HU Credits:
3
Degree/Cycle:
1st degree (Bachelor)
Responsible Department:
Computer Sciences
Semester:
1st Semester
Teaching Languages:
Hebrew
Campus:
E. Safra
Course/Module Coordinator:
Omri Abend
Coordinator Office Hours:
Teaching Staff:
Prof Omri Abend
Course/Module description:
Natural Langue Processing (NLP) addresses the automatic analysis of text and speech, and interfaces with various fields such as formal languages, machine learning, linguistics and cognitive psychology. It also has a variety of applications, e.g., in machine translation, information retrieval, and human-computer interaction. The course will present the main challenges the field is facing and (mostly statistical) techniques for addressing them.
Course/Module aims:
Acquaintance with the main problems of the field, its existing capabilities and hands-on experience in implementing them.
Learning outcomes - On successful completion of this module, students should be able to:
Implement basic techniques in Natural Language Processing, and get a basic understanding of the current literature in the field.
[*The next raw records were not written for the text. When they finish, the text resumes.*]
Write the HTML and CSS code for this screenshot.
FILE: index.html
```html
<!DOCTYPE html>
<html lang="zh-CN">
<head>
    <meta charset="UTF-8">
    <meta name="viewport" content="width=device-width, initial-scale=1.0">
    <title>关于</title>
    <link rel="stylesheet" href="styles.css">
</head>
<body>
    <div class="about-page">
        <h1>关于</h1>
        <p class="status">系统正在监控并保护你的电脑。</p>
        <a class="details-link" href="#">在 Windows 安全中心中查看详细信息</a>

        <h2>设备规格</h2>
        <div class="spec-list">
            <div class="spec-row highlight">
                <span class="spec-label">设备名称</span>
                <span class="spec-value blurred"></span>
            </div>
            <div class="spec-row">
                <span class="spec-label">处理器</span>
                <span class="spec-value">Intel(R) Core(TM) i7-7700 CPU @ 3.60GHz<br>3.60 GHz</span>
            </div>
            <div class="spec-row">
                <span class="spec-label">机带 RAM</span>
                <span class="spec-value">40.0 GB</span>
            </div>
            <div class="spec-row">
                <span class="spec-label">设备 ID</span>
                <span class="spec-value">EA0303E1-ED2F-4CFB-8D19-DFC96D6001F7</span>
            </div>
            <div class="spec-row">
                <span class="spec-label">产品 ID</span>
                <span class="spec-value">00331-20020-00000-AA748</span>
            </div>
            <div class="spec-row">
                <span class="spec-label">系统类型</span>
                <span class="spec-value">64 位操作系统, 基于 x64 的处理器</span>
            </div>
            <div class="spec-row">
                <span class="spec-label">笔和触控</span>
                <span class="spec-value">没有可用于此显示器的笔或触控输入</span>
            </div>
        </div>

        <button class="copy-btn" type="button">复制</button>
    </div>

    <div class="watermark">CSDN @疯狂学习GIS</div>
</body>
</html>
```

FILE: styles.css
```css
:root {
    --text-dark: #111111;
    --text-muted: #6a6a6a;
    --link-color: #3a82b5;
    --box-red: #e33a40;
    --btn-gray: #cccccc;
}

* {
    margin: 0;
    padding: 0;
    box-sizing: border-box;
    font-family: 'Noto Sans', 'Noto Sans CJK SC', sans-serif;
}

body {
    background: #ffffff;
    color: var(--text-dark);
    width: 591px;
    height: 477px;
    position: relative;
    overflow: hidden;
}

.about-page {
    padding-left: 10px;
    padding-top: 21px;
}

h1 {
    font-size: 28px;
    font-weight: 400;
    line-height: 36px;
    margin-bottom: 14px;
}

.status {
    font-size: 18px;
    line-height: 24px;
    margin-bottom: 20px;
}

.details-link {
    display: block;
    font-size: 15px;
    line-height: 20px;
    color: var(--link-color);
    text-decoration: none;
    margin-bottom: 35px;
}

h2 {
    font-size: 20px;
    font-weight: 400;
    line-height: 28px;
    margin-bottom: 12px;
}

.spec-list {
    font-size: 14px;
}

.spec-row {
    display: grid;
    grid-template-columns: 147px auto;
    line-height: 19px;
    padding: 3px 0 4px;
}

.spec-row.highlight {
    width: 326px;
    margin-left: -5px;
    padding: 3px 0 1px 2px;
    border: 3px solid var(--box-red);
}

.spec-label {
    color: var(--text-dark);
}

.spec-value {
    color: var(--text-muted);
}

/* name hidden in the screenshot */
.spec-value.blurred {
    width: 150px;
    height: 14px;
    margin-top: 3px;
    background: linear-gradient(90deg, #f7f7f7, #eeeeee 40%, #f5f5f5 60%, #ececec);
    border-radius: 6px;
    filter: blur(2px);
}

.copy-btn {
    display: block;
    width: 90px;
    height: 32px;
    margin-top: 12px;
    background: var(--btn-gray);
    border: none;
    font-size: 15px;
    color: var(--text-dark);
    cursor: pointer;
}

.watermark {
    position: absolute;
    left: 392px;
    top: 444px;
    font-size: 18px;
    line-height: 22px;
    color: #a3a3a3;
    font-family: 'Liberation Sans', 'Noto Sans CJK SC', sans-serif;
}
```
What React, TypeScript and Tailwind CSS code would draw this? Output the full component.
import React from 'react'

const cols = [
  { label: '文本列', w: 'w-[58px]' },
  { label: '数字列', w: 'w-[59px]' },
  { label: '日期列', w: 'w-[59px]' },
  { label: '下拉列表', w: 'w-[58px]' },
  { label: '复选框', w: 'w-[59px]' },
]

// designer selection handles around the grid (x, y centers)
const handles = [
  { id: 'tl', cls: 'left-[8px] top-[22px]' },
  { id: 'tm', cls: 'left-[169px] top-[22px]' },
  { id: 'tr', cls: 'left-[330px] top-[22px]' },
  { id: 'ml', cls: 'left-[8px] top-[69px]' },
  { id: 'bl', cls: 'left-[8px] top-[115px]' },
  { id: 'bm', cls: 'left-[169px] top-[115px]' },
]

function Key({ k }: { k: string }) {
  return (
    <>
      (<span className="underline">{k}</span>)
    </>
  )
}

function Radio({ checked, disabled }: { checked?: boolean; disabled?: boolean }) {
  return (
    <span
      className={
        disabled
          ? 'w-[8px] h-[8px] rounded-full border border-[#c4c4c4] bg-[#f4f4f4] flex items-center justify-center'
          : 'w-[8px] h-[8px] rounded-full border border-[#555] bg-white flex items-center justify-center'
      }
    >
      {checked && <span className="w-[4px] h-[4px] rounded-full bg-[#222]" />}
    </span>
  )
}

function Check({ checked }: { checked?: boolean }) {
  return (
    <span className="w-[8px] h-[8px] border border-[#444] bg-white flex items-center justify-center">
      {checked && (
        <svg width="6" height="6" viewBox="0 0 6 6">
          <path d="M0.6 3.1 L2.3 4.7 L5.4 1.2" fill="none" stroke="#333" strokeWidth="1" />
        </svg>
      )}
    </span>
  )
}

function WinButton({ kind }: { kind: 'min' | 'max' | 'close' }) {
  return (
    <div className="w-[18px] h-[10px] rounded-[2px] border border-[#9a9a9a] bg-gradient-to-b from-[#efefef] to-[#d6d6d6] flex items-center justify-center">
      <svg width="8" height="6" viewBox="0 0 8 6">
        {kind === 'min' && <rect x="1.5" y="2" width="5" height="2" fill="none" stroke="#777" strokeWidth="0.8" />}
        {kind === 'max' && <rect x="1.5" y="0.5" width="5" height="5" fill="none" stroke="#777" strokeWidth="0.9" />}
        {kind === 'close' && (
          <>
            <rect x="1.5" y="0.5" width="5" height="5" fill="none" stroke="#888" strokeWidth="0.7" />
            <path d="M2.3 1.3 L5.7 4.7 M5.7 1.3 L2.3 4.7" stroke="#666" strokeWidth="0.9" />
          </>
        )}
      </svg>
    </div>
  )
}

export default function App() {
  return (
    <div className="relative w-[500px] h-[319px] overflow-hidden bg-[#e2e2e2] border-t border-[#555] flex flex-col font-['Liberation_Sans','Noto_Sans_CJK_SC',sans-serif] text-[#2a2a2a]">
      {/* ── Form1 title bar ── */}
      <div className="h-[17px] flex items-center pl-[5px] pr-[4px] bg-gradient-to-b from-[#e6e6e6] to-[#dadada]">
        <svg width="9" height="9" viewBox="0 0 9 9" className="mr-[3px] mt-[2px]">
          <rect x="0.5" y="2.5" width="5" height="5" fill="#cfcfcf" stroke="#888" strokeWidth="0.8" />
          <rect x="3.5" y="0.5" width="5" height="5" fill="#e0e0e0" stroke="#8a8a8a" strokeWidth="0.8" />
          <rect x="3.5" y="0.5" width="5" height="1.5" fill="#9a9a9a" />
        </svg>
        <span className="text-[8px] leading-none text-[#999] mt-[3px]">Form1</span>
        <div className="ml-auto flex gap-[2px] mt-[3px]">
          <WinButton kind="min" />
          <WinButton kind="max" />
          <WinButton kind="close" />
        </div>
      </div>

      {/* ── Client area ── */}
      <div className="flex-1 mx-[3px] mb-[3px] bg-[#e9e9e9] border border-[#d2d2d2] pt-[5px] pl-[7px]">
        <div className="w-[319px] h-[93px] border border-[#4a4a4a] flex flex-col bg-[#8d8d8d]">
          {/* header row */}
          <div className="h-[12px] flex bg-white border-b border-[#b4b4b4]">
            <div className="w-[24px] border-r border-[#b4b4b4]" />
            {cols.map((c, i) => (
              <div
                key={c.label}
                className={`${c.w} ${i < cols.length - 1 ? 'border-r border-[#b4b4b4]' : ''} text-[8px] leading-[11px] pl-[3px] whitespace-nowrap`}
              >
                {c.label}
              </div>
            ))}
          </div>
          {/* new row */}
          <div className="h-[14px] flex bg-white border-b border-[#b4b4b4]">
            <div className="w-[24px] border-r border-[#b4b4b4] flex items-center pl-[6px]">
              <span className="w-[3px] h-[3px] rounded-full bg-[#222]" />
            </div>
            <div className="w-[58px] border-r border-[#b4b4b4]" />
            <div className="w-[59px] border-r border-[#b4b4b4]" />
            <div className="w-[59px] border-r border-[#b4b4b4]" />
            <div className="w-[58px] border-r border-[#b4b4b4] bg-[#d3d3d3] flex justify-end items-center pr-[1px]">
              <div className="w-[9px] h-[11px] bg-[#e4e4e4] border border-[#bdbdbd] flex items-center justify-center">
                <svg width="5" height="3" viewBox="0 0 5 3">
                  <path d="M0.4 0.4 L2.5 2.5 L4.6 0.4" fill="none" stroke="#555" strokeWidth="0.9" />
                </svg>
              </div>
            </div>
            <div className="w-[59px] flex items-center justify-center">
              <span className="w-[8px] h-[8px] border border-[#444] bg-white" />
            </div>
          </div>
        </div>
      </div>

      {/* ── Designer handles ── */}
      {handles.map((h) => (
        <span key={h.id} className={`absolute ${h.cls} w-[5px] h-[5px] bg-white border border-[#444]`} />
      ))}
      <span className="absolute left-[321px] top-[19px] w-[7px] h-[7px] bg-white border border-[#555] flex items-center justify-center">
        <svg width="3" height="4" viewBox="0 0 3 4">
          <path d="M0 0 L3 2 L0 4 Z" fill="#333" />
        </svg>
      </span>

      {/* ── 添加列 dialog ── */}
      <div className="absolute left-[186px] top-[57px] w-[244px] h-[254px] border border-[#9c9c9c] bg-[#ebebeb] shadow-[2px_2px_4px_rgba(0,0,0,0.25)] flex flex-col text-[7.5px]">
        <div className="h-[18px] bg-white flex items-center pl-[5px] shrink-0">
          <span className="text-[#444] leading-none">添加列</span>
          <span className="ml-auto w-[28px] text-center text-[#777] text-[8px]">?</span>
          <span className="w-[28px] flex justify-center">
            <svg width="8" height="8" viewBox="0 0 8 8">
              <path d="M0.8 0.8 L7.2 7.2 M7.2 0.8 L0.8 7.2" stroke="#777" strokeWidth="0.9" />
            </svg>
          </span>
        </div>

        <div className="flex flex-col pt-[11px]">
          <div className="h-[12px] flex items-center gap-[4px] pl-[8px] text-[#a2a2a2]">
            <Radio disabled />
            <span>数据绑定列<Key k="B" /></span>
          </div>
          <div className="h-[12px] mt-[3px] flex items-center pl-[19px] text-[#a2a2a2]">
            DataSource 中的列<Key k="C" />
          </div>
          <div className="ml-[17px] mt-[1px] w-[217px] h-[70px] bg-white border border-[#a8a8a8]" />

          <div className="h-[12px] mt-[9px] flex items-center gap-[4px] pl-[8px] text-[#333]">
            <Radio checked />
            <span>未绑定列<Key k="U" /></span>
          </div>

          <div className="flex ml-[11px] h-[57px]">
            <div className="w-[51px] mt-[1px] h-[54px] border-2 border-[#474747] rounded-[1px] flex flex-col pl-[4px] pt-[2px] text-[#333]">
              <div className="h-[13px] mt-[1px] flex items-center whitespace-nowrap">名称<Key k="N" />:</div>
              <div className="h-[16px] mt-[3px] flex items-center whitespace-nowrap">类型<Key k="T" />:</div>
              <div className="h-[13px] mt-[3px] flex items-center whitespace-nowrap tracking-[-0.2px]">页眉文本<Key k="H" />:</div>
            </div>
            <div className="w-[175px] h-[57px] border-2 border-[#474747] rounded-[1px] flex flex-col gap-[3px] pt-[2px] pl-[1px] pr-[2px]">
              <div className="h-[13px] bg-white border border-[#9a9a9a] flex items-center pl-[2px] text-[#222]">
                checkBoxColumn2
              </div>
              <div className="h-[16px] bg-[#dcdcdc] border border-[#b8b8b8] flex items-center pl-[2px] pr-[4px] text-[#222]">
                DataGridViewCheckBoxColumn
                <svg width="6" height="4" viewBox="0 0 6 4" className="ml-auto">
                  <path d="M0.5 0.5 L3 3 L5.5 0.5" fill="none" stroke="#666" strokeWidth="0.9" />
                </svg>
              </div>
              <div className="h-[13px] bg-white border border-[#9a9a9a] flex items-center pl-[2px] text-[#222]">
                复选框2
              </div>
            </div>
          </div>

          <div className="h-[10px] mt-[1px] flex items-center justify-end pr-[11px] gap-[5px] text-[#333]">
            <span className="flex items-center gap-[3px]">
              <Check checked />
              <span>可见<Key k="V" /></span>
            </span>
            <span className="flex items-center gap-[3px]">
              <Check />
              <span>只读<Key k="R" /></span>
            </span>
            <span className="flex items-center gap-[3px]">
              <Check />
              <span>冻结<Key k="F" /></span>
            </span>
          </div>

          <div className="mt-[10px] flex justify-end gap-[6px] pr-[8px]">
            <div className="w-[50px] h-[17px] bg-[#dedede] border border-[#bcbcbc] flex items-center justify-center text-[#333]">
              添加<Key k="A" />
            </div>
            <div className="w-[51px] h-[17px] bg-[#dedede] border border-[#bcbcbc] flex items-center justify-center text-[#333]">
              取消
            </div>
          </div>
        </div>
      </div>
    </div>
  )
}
Attendance requirements(%):
0
Teaching arrangement and method of instruction:
Oral presentations, accompanied by theoretical and programming exercises.
Course/Module Content:
1. Language models, smoothing and neural language models
2. Bag of words models
3. Log-linear models and feed-forward neural networks
4. Linear chain methods,
tagging, named entity recognition
5. Recurrent neural networks
6. Vector space models of semantics
7. Sentiment analysis
8. Syntactic parsing
9. Information extraction
10. Transformers and transfer learning
11. Machine translation
Required Reading:
--
Additional Reading Material:
https://web.stanford.edu/~jurafsky/slp3/
Grading Scheme :
Written / Oral / Practical Exam 70 %
Submission assignments during the semester: Exercises / Essays / Audits / Reports / Forum / Simulation / others 30 %
Additional information:
There will be four exercises (all mandatory). Some of them theoretical and some will involve programming.
(in standard years, there are five exercises)
This year the classes on transition-based parsing and introduction to grammar have been removed to accommodate for the shorter semester.